Ist es eigentlich weit verbreitetes Stereotypendenken, Schwule würden sich gerne wie Frauen anziehen? Ich habe keine Ahnung, fürchte aber, dass dieses völlig unzutreffende Detail viel öfter, ich nenne es mal „erwartet“ wird, als es dann tatsächlich doch der Fall ist. Dass der CSD in keiner Weise aussagekräftig für den Durchschnittsschwulen ist, wird jeder wissen, der sich die Thematik ein Mal vor Augen geführt hat. Trotzdem kommt es hin und wieder vor – und das nicht nur bei Schwulen – dass sich Männer in Frauenklamotten werfen und anders herum.
Diese Geschichte handelt von einer Zeit, in der ich noch gar nicht bewusst auf Männer gestanden habe. Ich war mit meiner damaligen Freundin, meinem Bruder und einer weiteren Freundin bei Verwandten in der Bretagne. Die Gegend ist wunderschön, das Grundstück, auf dem wir zelteten, liegt zwei Meter vom Meer entfernt und durch die „Trilingualität“ mit Deutsch, Französisch und Englisch konnte ich alle drei Sprachen plötzlich gleich gut bzw. schlecht.
Eines Abends beschlossen wir, in eine Disco zu fahren. Das Besondere: Frauen hatten freien Eintritt. „Und Männer, die wie Frauen angezogen sind. Das machen wir natürlich!“ eröffnete uns mein Cousin fröhlich.
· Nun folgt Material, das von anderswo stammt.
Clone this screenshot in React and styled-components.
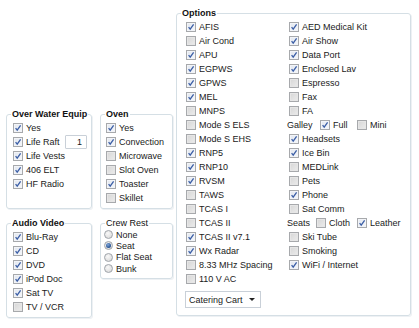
import React from 'react';
import styled, { createGlobalStyle, css } from 'styled-components';

const GlobalStyle = createGlobalStyle`
    html, body {
        margin: 0;
        background: #ffffff;
    }
    body {
        font-family: 'Liberation Sans', Arial, sans-serif;
        font-size: 9px;
        color: #1a1a1a;
    }
`;

const Page = styled.div`
    display: flex;
    align-items: flex-start;
    width: 419px;
    height: 328px;
`;

const LeftCol = styled.div`
    display: flex;
    flex-direction: column;
    gap: 8px;
    margin: 108px 0 0 6px;
`;

const GroupRow = styled.div`
    display: flex;
    align-items: ${(props) => (props.top ? 'flex-start' : 'stretch')};
    gap: 8px;
`;

const Group = styled.fieldset`
    margin: 0;
    padding: 0;
    min-width: 0;
    width: ${(props) => props.w}px;
    box-sizing: border-box;
    border: 1px solid #d5dfe5;
    border-radius: 3px;
    box-shadow: 1px 1px 0 #ffffff inset, 1px 1px 0 #eef1f4;
    ${(props) =>
        props.tall &&
        css`
            min-height: ${props.tall}px;
        `}
`;

const Legend = styled.legend`
    margin-left: 4px;
    padding: 0 1px;
    line-height: 12px;
    font-weight: ${(props) => (props.plain ? 'normal' : 'bold')};
    color: #111;
`;

const Body = styled.div`
    padding: ${(props) => props.pad || '1px 4px 3px 5px'};
`;

const Row = styled.div`
    display: flex;
    align-items: center;
    height: ${(props) => props.h || 14}px;
    white-space: nowrap;
`;

const Box = styled.span`
    flex: none;
    position: relative;
    width: 10px;
    height: 10px;
    box-sizing: border-box;
    margin-right: ${(props) => (props.gap !== undefined ? props.gap : 3)}px;
    border: 1px solid #a7a9ac;
    background: ${(props) =>
        props.on
            ? 'linear-gradient(135deg, #e2e7ef 0%, #f5f7fa 100%)'
            : 'linear-gradient(135deg, #d6d6d6 0%, #ececec 100%)'};
    box-shadow: inset 0 0 0 1px ${(props) => (props.on ? '#f2f4f8' : '#e6e6e6')};
    svg {
        position: absolute;
        left: 0;
        top: 0;
    }
`;

const Radio = styled.span`
    flex: none;
    position: relative;
    width: 9px;
    height: 9px;
    box-sizing: border-box;
    margin-right: 3px;
    border-radius: 50%;
    border: 1px solid #9fa4aa;
    background: radial-gradient(circle at 40% 35%, #f8f8f8 0%, #dcdcdc 80%);
    ${(props) =>
        props.on &&
        css`
            &::after {
                content: '';
                position: absolute;
                left: 1px;
                top: 1px;
                width: 5px;
                height: 5px;
                border-radius: 50%;
                background: radial-gradient(circle at 40% 35%, #7fa6d9 0%, #1d4a8c 75%);
            }
        `}
`;

const NumBox = styled.span`
    margin-left: auto;
    width: 22px;
    height: 14px;
    box-sizing: border-box;
    border: 1px solid #c9d0d8;
    border-radius: 1px;
    padding-right: 4px;
    text-align: right;
    line-height: 12px;
    font-size: 9px;
`;

const OptionsGroup = styled(Group)`
    margin: 7px 0 0 3px;
`;

const Columns = styled.div`
    display: grid;
    grid-template-columns: 103px 1fr;
    padding: 1px 0 0 9px;
`;

const Col = styled.div`
    display: flex;
    flex-direction: column;
`;

const Label = styled.span`
    width: ${(props) => props.w}px;
    margin-left: ${(props) => props.shift || 0}px;
`;

const Pair = styled.span`
    display: flex;
    align-items: center;
    width: ${(props) => props.w || 'auto'};
`;

const Select = styled.div`
    display: flex;
    align-items: center;
    justify-content: space-between;
    width: 76px;
    height: 17px;
    box-sizing: border-box;
    margin: 5px 0 7px -1px;
    padding: 0 5px 0 3px;
    border: 1px solid #c9d0d8;
    background: #fff;
`;

const Caret = styled.span`
    width: 0;
    height: 0;
    border-left: 3px solid transparent;
    border-right: 3px solid transparent;
    border-top: 3px solid #222;
`;

function Check({ on, gap }) {
    return (
        <Box on={on} gap={gap}>
            {on && (
                <svg width="8" height="8" viewBox="0 0 8 8">
                    <path d="M1.6 4.2 L3.2 6.2 L6.6 1.4" fill="none" stroke="#3b5ea6" strokeWidth="1.3" />
                </svg>
            )}
        </Box>
    );
}

function Item({ on, children, h }) {
    return (
        <Row h={h}>
            <Check on={on} />
            {children}
        </Row>
    );
}

const overWater = [
    ['Yes', true],
    ['Life Raft', true],
    ['Life Vests', true],
    ['406 ELT', true],
    ['HF Radio', true],
];
const oven = [
    ['Yes', true],
    ['Convection', true],
    ['Microwave', false],
    ['Slot Oven', false],
    ['Toaster', true],
    ['Skillet', false],
];
const audio = [
    ['Blu-Ray', true],
    ['CD', true],
    ['DVD', true],
    ['iPod Doc', true],
    ['Sat TV', true],
    ['TV / VCR', false],
];
const crew = [
    ['None', false],
    ['Seat', true],
    ['Flat Seat', false],
    ['Bunk', false],
];
const optLeft = [
    ['AFIS', true],
    ['Air Cond', false],
    ['APU', true],
    ['EGPWS', true],
    ['GPWS', true],
    ['MEL', true],
    ['MNPS', false],
    ['Mode S ELS', false],
    ['Mode S EHS', false],
    ['RNP5', true],
    ['RNP10', true],
    ['RVSM', true],
    ['TAWS', false],
    ['TCAS I', false],
    ['TCAS II', false],
    ['TCAS II v7.1', true],
    ['Wx Radar', true],
    ['8.33 MHz Spacing', false],
    ['110 V AC', false],
];
const optRightA = [
    ['AED Medical Kit', true],
    ['Air Show', true],
    ['Data Port', true],
    ['Enclosed Lav', true],
    ['Espresso', false],
    ['Fax', false],
    ['FA', false],
];
const optRightB = [
    ['Headsets', true],
    ['Ice Bin', true],
    ['MEDLink', false],
    ['Pets', false],
    ['Phone', true],
    ['Sat Comm', false],
];
const optRightC = [
    ['Ski Tube', false],
    ['Smoking', false],
    ['WiFi / Internet', true],
];

function App() {
    const list = (items) => items.map(([t, on]) => <Item key={t} on={on}>{t}</Item>);
    return (
        <>
            <GlobalStyle />
            <Page>
                <LeftCol>
                    <GroupRow>
                        <Group w={86}>
                            <Legend>Over Water Equip</Legend>
                            <Body pad="1px 4px 3px 6px">
                                {overWater.map(([t, on]) => (
                                    <Item key={t} on={on}>
                                        {t}
                                        {t === 'Life Raft' && <NumBox>1</NumBox>}
                                    </Item>
                                ))}
                            </Body>
                        </Group>
                        <Group w={73}>
                            <Legend>Oven</Legend>
                            <Body>{list(oven)}</Body>
                        </Group>
                    </GroupRow>
                    <GroupRow top>
                        <Group w={86} tall={99}>
                            <Legend>Audio Video</Legend>
                            <Body pad="1px 4px 3px 6px">{list(audio)}</Body>
                        </Group>
                        <Group w={73}>
                            <Legend plain>Crew Rest</Legend>
                            <Body pad="0 4px 4px 3px">
                                {crew.map(([t, on]) => (
                                    <Row key={t} h={11.3}>
                                        <Radio on={on} />
                                        {t}
                                    </Row>
                                ))}
                            </Body>
                        </Group>
                    </GroupRow>
                </LeftCol>
                <OptionsGroup w={235}>
                    <Legend>Options</Legend>
                    <Columns>
                        <Col>
                            {list(optLeft)}
                            <Select>
                                Catering Cart
                                <Caret />
                            </Select>
                        </Col>
                        <Col>
                            {list(optRightA)}
                            <Row>
                                <Label w={33} shift={-2}>Galley</Label>
                                <Pair w="37px">
                                    <Check on />
                                    Full
                                </Pair>
                                <Pair>
                                    <Check />
                                    Mini
                                </Pair>
                            </Row>
                            {list(optRightB)}
                            <Row>
                                <Label w={29} shift={-2}>Seats</Label>
                                <Pair w="41px">
                                    <Check />
                                    Cloth
                                </Pair>
                                <Pair>
                                    <Check on />
                                    Leather
                                </Pair>
                            </Row>
                            {list(optRightC)}
                        </Col>
                    </Columns>
                </OptionsGroup>
            </Page>
        </>
    );
}

export default App;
Er ist wohlgemerkt hetero, und die anderen, die mit wollten, verschwendeten an Nebensächlichkeiten wie die sexuelle Orientierung ebenfalls keinen Gedanken. Hier ging es einzig und allein um den Spaß an der Freude.
So ließen wir uns also von unseren Damen ausstatten: Ich bekam ein blumiges, luftig-dünnes Sommerkleid mit tiefem Ausschnitt, das weit oberhalb meiner Knie endete. Dazu gab es eine hübsche Kette. Leider hatten wir weder Perücken noch entsprechende Schuhe – und auch die haarigen Beine blieben, wie sie waren. Für Könner ist diese Verkleidung natürlich stümperhaft, aber wir kamen uns sehr weiblich vor. Leider habe ich die Fotos verlegt.
Also machten wir uns mit Röcken und Kleidchen auf zur Disco und kamen auch ohne zu Bezahlen an der Kasse vorbei. Trotzdem gingen mir beim Ankommen etwas die Augen über: Ich hatte erwartet, auf den ersten Blick nur Frauen wahrzunehmen. Aber dem war leider nicht so; die meisten Männer hatten es vorgezogen, lieber den Eintrittspreis zu zahlen. Neben zwei-drei anderen „Frauen“ waren wir die einzigen bunten Vögel auf dieser Party. Entsprechend wurden wir auch angeschaut. Und: Mir wurde an diesem Abend öfter an den Hintern gepackt als an allen bisherigen Besuchen von schwulen Etablissements zusammen! Natürlich hat sich nie jemand zu dieser Tat bekannt; immer wenn wir uns umdrehten, schauten alle sehr unbeteiligt.
Aber wir zogen es durch und hatten bei der ab und zu künstlich in Brand gesteckten Bar auch eine Menge Spaß. Wie man sich als Frau fühlt, wenn man mit den Augen ausgezogen wird, konnte ich dann noch in einer kurzen Situation erfahren: Wir hatten uns zum Abkühlen auf eine Art Balkon begeben und schauten auf die Tanzfläche herab. Der Grund, weshalb nach einer Weile einige der Tanzenden zu uns nach oben starrten und nicht mehr wegsahen, wurde uns erst kurz danach klar: Man schaute uns unter die Röckchen!
In einer Bonner Schwulenkneipe ist mir das Gefühl, mit den Augen ausgezogen zu werden, einmal viel intensiver bewusst geworden: Ich wurde im Vorbeigehen von einem Herrn an der Bar auf eine Art und Weise gemustert, die mich erschreckte. Er hatte sich auf seinem Barhocker so weit nach mir umgedreht, dass er fast vom Stuhl gefallen wäre. Liebe Frauen, seitdem weiß ich, wie sich das anfühlt, und ich kann euch beipflichten: So ein Blick hat nichts mehr mit einem Kompliment zu tun, das ist bloße Geilheit.
Unser Discoabend verlief neben diesen Hinterngrabschereien und dem mit Blicken fixiert Werden ohne Zwischenfälle. Die Show stahl uns – das entspannte für eine Weile – kurz jemand, der sich wesentlich besser heraus geputzt hatte als wir: Er trug eine schulterlange, blonde und lockige Perücke mitsamt kompletter Frauenausstattung bis hin zu passenden Stiefeln und tanzte auf einem Tisch.